In particular, it is recommended that countries:

  • adopt a clear framework regarding non-trial resolutions, including the authorities entitled to enter into non-trial resolutions, publication of elements of non-trial resolutions, and the requirement for the alleged offender to admit facts and/or guilt;
  • develop clear criteria regarding the use of non-trial resolutions including, voluntary self-disclosure of misconduct, cooperation with law enforcement authorities, and remediation measures;
  • ensure that the non-trial resolution of foreign bribery cases does not constitute an obstacle to the effective investigation and prosecution of natural or legal persons in other countries, and generally allows for effective international cooperation etc.

It should also be highlighted that it is for the first time that the provisions of this kind appear in an international document. They seem to be designed to encourage as many countries as possible to implement relevant mechanisms (further detail about the use of non-trial resolutions in foreign bribery cases is provided, in particular, here).

5. Reporting foreign bribery and protection of reporting persons

The section on reporting foreign bribery in the revised Recommendation is much further developed and supplemented by a new subsection on the protection of reporting persons.

In particular, the OECD deems it essential that the member States:

  • establish and implement policies and procedures by which any natural person, including public officials, can report suspicions of bribery of foreign public officials and related offences to competent authorities;
  • provide easily accessible and diversified channels for the reporting of suspected acts of bribery of foreign public officials and related offences and raise awareness of these channels and of the importance of reporting such suspicions;
  • ensure that appropriate measures are in place to allow public officials, in particular officials in public agencies that interact with companies operating abroad, including foreign representations, financial intelligence units, tax authorities, trade promotion authorities, relevant securities and financial market regulators, anti-corruption agencies and procurement authorities, to report to competent authorities suspected acts of foreign bribery and related offences detected in the course of their work;
  • encourage proactive detection;
  • ensure that competent authorities implement the legal framework for the protection of reporting persons, and investigate complaints of retaliation;
  • consider allowing for anonymous reports, and ensure the confidentiality of the identity of the reporting person;
  • afford protection to active employees, those in the recruitment process and whose work-based relationship has ended, as well as to third persons connected to the reporting person;
  • provide a broad definition of retaliation against reporting persons;
  • prohibit or render invalid any contractual provisions designed or intended to waive the protections of reporting persons etc.

6. Compliance

The revised Recommendation stresses that in adopting the measures for encouraging organisations to develop and implement internal controls, ethics and compliance programmes countries should take into account their size, type, legal structure and geographical and industrial sector of operation, and specific characteristics of domestic anti-corruption legislation of the countries where they operate.

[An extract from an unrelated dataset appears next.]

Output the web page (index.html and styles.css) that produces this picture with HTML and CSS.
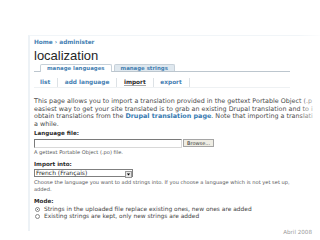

A subsection on possible incentives for compliance programmes is integrated in the Recommendation. It includes the following recommendations for member countries:

  • consider compliance programmes in their decisions to grant different advantages, including public subsidies, licences, public procurement contracts, contracts funded by official development assistance, and officially supported export credits;
  • take into account the implementation of compliance programme by the organisation in adopting a decision on holding it liable for corruption offences. The document stresses, however, that the mere existence of a compliance programme should not fully exonerate the legal person from its liability (the so called compliance defence) with the final consideration of the measures adopted should remain the sole responsibility of judicial, law enforcement, or other public authorities.

Based on the findings of the analysis of major trends in law enforcement in foreign bribery cases over the last decade, the OECD has updated its Good Practice Guidance on Internal Controls, Ethics and Compliance annexed to the Recommendation.

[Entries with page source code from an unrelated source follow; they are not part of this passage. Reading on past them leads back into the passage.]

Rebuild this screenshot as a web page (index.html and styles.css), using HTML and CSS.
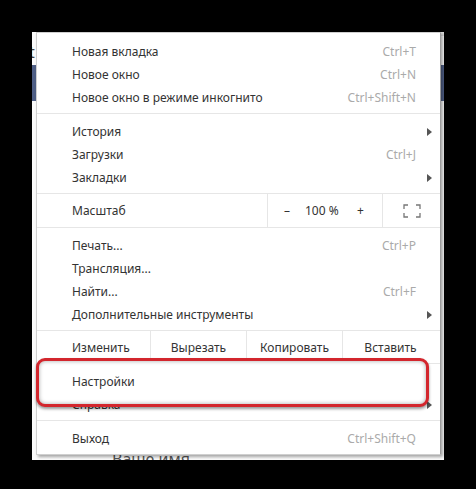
FILE: index.html
```html
<!DOCTYPE html>
<html lang="ru">
<head>
    <meta charset="UTF-8">
    <title>Меню</title>
    <link rel="stylesheet" href="styles.css">
</head>
<body>
    <!-- Browser window behind the menu -->
    <div class="screen">
        <span class="page-t">t</span>
        <div class="page-bar-left"></div>
        <div class="page-bar-right"></div>
        <div class="page-top"><span class="page-top-dot"></span></div>
        <div class="page-name">Ваше имя</div>

        <!-- Menu -->
        <div class="menu">
            <div class="group group-first">
                <div class="row"><span class="label">Новая вкладка</span><span class="key">Ctrl+T</span><span class="arrow-cell"></span></div>
                <div class="row"><span class="label">Новое окно</span><span class="key">Ctrl+N</span><span class="arrow-cell"></span></div>
                <div class="row"><span class="label">Новое окно в режиме инкогнито</span><span class="key">Ctrl+Shift+N</span><span class="arrow-cell"></span></div>
            </div>
            <div class="group">
                <div class="row"><span class="label">История</span><span class="key"></span><span class="arrow-cell"><i class="arrow"></i></span></div>
                <div class="row"><span class="label">Загрузки</span><span class="key">Ctrl+J</span><span class="arrow-cell"></span></div>
                <div class="row"><span class="label">Закладки</span><span class="key"></span><span class="arrow-cell"><i class="arrow"></i></span></div>
            </div>
            <div class="zoom-row">
                <div class="zoom-label">Масштаб</div>
                <div class="zoom-ctrl">
                    <span class="zoom-minus">–</span>
                    <span class="zoom-value">100 %</span>
                    <span class="zoom-plus">+</span>
                </div>
                <div class="zoom-full">
                    <svg width="18" height="14" viewBox="0 0 18 14">
                        <path d="M1 5V1h4M13 1h4v4M17 9v4h-4M5 13H1V9" fill="none" stroke="#777" stroke-width="1.3"/>
                    </svg>
                </div>
            </div>
            <div class="group">
                <div class="row"><span class="label">Печать...</span><span class="key">Ctrl+P</span><span class="arrow-cell"></span></div>
                <div class="row"><span class="label">Трансляция...</span><span class="key"></span><span class="arrow-cell"></span></div>
                <div class="row"><span class="label">Найти...</span><span class="key">Ctrl+F</span><span class="arrow-cell"></span></div>
                <div class="row"><span class="label">Дополнительные инструменты</span><span class="key"></span><span class="arrow-cell"><i class="arrow"></i></span></div>
            </div>
            <div class="edit-row">
                <div class="edit-label">Изменить</div>
                <div class="edit-btn">Вырезать</div>
                <div class="edit-btn">Копировать</div>
                <div class="edit-btn">Вставить</div>
            </div>
            <div class="group">
                <!-- highlighted item, red frame drawn by ::before -->
                <div class="row row-marked"><span class="label">Настройки</span><span class="key"></span><span class="arrow-cell"></span></div>
                <div class="row"><span class="label">Справка</span><span class="key"></span><span class="arrow-cell"><i class="arrow"></i></span></div>
            </div>
            <div class="group group-last">
                <div class="row"><span class="label">Выход</span><span class="key">Ctrl+Shift+Q</span><span class="arrow-cell"></span></div>
            </div>
        </div>
    </div>
</body>
</html>
```

FILE: styles.css
```css
* {
    margin: 0;
    padding: 0;
    box-sizing: border-box;
}

body {
    background: #000;
    width: 476px;
    height: 489px;
    font-family: 'Noto Sans', 'Open Sans', sans-serif;
    font-size: 12px;
    color: #333;
    overflow: hidden;
}

/* Page behind */
.screen {
    position: relative;
    margin: 32px 0 0 32px;
    width: 412px;
    height: 428px;
    background: #fbfbfb;
    overflow: hidden;
}

.page-t {
    position: absolute;
    left: -3px;
    top: 9px;
    font-size: 16px;
    color: #444;
}

.page-bar-left {
    position: absolute;
    left: 0;
    top: 33px;
    width: 4px;
    height: 36px;
    background: #4f5f86;
}

.page-bar-right {
    position: absolute;
    right: 0;
    top: 33px;
    width: 3px;
    height: 36px;
    background: #4f5f86;
}

.page-top {
    position: absolute;
    left: 246px;
    top: 0;
    right: 0;
    height: 4px;
    background: #d9d9d9;
}

.page-top-dot {
    position: absolute;
    left: 55px;
    top: 0;
    width: 9px;
    height: 4px;
    background: #555;
}

.page-name {
    position: absolute;
    left: 80px;
    top: 416px;
    font-size: 16px;
    color: #555;
}

/* Menu */
.menu {
    position: relative;
    margin-left: 4px;
    width: 405px;
    height: 423px;
    background: #fff;
    border: 1px solid #cfcfcf;
    border-right-color: #9a9a9a;
    box-shadow: 2px 2px 3px rgba(0, 0, 0, 0.35);
    display: flex;
    flex-direction: column;
}

.group {
    padding: 6px 0 4px;
    border-bottom: 1px solid #e6e6e6;
}

.group-first {
    padding-top: 7px;
}

.group-last {
    border-bottom: none;
    padding-bottom: 0;
}

.row {
    display: flex;
    align-items: center;
    height: 23px;
    padding-left: 35px;
}

.label {
    flex: 1;
}

.key {
    color: #aaa;
}

.arrow-cell {
    width: 24px;
    display: flex;
    justify-content: center;
    align-items: center;
}

.arrow {
    width: 0;
    height: 0;
    border-top: 4px solid transparent;
    border-bottom: 4px solid transparent;
    border-left: 5px solid #555;
    margin-left: 2px;
}

/* Zoom */
.zoom-row {
    display: flex;
    height: 34px;
    border-bottom: 1px solid #e6e6e6;
}

.zoom-label {
    width: 230px;
    padding-left: 35px;
    display: flex;
    align-items: center;
}

.zoom-ctrl {
    width: 115px;
    border-left: 1px solid #e6e6e6;
    display: flex;
    align-items: center;
}

.zoom-minus {
    margin-left: 16px;
    width: 10px;
}

.zoom-value {
    margin-left: 11px;
    width: 42px;
}

.zoom-plus {
    margin-left: 10px;
}

.zoom-full {
    flex: 1;
    border-left: 1px solid #e6e6e6;
    display: flex;
    align-items: center;
    justify-content: center;
    padding-top: 1px;
}

/* Edit */
.edit-row {
    display: flex;
    height: 33px;
    border-bottom: 1px solid #e6e6e6;
}

.edit-label {
    width: 113px;
    padding-left: 35px;
    display: flex;
    align-items: center;
}

.edit-btn {
    width: 96px;
    border-left: 1px solid #e6e6e6;
    display: flex;
    align-items: center;
    justify-content: center;
}

/* Red frame round "Настройки" */
.row-marked {
    position: relative;
    z-index: 1;
}

.row-marked::before {
    content: "";
    position: absolute;
    z-index: -1;
    left: -1px;
    top: -12px;
    width: 387px;
    height: 43px;
    background: #fff;
    border: 3px solid #d3262d;
    border-radius: 9px;
    box-shadow: 0 2px 3px rgba(0, 0, 0, 0.4), inset 0 0 4px rgba(0, 0, 0, 0.35);
}
```
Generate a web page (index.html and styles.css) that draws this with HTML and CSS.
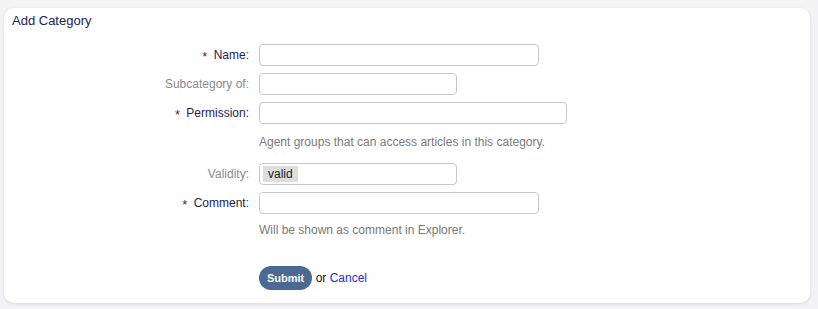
FILE: index.html
```html
<!DOCTYPE html>
<html lang="en">
<head>
    <meta charset="UTF-8">
    <title>Add Category</title>
    <link rel="stylesheet" href="styles.css">
</head>
<body>
    <div class="card">
        <h2 class="card-title">Add Category</h2>
        <form class="form">
            <div class="row">
                <label class="label required"><span class="star">*</span> Name:</label>
                <input class="field w-280" type="text">
            </div>
            <div class="row">
                <label class="label muted">Subcategory of:</label>
                <input class="field w-198" type="text">
            </div>
            <div class="row">
                <label class="label required"><span class="star">*</span> Permission:</label>
                <input class="field w-308" type="text">
            </div>
            <div class="row help-row">
                <span class="label"></span>
                <p class="help">Agent groups that can access articles in this category.</p>
            </div>
            <div class="row">
                <label class="label muted">Validity:</label>
                <div class="field w-198 select"><span class="chip">valid</span></div>
            </div>
            <div class="row">
                <label class="label required"><span class="star">*</span> Comment:</label>
                <input class="field w-280" type="text">
            </div>
            <div class="row help-row help-tight">
                <span class="label"></span>
                <p class="help">Will be shown as comment in Explorer.</p>
            </div>
            <div class="row actions">
                <span class="label"></span>
                <div>
                    <button class="submit" type="button">Submit</button>
                    <span class="or">or</span>
                    <a class="cancel" href="#">Cancel</a>
                </div>
            </div>
        </form>
    </div>
</body>
</html>
```
FILE: styles.css
```css
body {
    margin: 0;
    padding: 8px 8px 6px 4px;
    background: #f3f3f6;
    font-family: "Liberation Sans", Arial, sans-serif;
    font-size: 12px;
}

.card {
    background: #ffffff;
    border-radius: 10px;
    box-shadow: 0 1px 3px rgba(60, 60, 100, 0.15);
    height: 295px;
    box-sizing: border-box;
    padding: 5px 0 0 0;
}

.card-title {
    margin: 0 0 0 8px;
    font-size: 13px;
    font-weight: normal;
    line-height: 16px;
    color: #1c2452;
}

.form {
    margin-top: 15px;
}

.row {
    display: flex;
    align-items: center;
    gap: 10px;
    margin-bottom: 7px;
}

.label {
    width: 245px;
    flex-shrink: 0;
    text-align: right;
    line-height: 22px;
}

.required {
    color: #1c2452;
}

.star {
    color: #5a1a4a;
    font-size: 13px;
    position: relative;
    top: 2px;
    margin-right: 3px;
}

.muted {
    color: #8a8a8a;
}

.field {
    height: 22px;
    box-sizing: border-box;
    border: 1px solid #c8c8c8;
    border-radius: 4px;
    background: #fff;
    margin: 0;
    padding: 0 4px;
    font: inherit;
}

.w-280 { width: 280px; }
.w-198 { width: 198px; }
.w-308 { width: 308px; }

.select {
    display: flex;
    align-items: center;
    padding: 0 3px;
}

.chip {
    background: #dddddd;
    color: #222;
    padding: 0 5px;
    line-height: 16px;
    border-radius: 1px;
}

.help-row {
    margin-top: 11px;
    margin-bottom: 0;
}

.help-row.help-tight {
    margin-top: 9px;
}

.help-row + .row {
    margin-top: 14px;
}

.help {
    margin: 0;
    color: #7a7a7a;
    line-height: 14px;
}

.help-row + .actions {
    margin-top: 29px;
}

.submit {
    background: #4b6a91;
    color: #fff;
    border: none;
    border-radius: 12px;
    height: 24px;
    padding: 0 8px;
    font: bold 11px "Liberation Sans", Arial, sans-serif;
}

.or {
    color: #111;
}

.cancel {
    color: #2a2ad6;
    text-decoration: none;
}
```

In particular, the Guidance now contains the following additional measures for preventing corruption offences, including foreign bribery, which can be considered essential for an effective corporate compliance programme taking account of lessons learned:

  • development and implementation of a reporting framework including internal, confidential, and where appropriate, anonymous reporting, protection against any form of retaliation for directors, officers, employees and business partners, not willing to violate professional standards or ethics under instructions or pressure from hierarchical superiors, as well as for reporting persons willing to report breaches of the law or professional standards or ethics occurring within the company, as well as clearly defined procedures and accessible, channels for reporting;
  • periodic reviews of the compliance programmes both on a regular basis and upon specific developments, taking into account the company’s evolving risk profile, such as changes in the company’s activity, structure and/or operating model, results of monitoring and auditing, relevant developments in the field, evolving international and industry standards, and lessons learned from a company’s possible misconduct and that of other companies facing similar risks;
  • in cases of mergers and acquisitions, comprehensive risk-based targets, prompt incorporation of the acquired business into its internal controls and ethics and compliance programme, and training of new employees and post-acquisition audits;
  • external communication of the commitment to internal controls and ethics and compliance programmes.

7. Awareness-raising and training

Provisions on training and awareness-raising have been incorporated in many sections of the revised Recommendation, including:

  • training for law enforcement and prosecution officers with a view to enhancing the effectiveness of investigation, prosecution and adjudication of foreign bribery cases, as well as for all officials and private sector entities on the risks of extortion by foreign public officials;
  • awareness-raising of the risks of bribery in international business transactions also among small and medium enterprises: the document highlights that this can be facilitated, in particular, by dedicated, professional and industry-led initiatives based on the Good Practice Guidance on Internal Controls, Ethics and Compliance;
  • training of a broader target audience, including officials of foreign governments, officers of financial intelligence units, tax authorities and official development assistance agencies;
  • training of and provision of guidance to the bodies responsible for conducting assessments of compliance programmes in the framework of investigation and prosecution of foreign bribery cases, and/or the bodies that should assess corporate compliance programmes in relation to public decisions; publication of such recommendations and their availability for a wide range of organisations etc.

The responsibility for assessing the implementation of the Recommendation by the member countries in the framework of the monitoring of the Convention and for providing a general report on their fulfillment to the OECD Council every five years is assigned to the OECD Working Group on Bribery.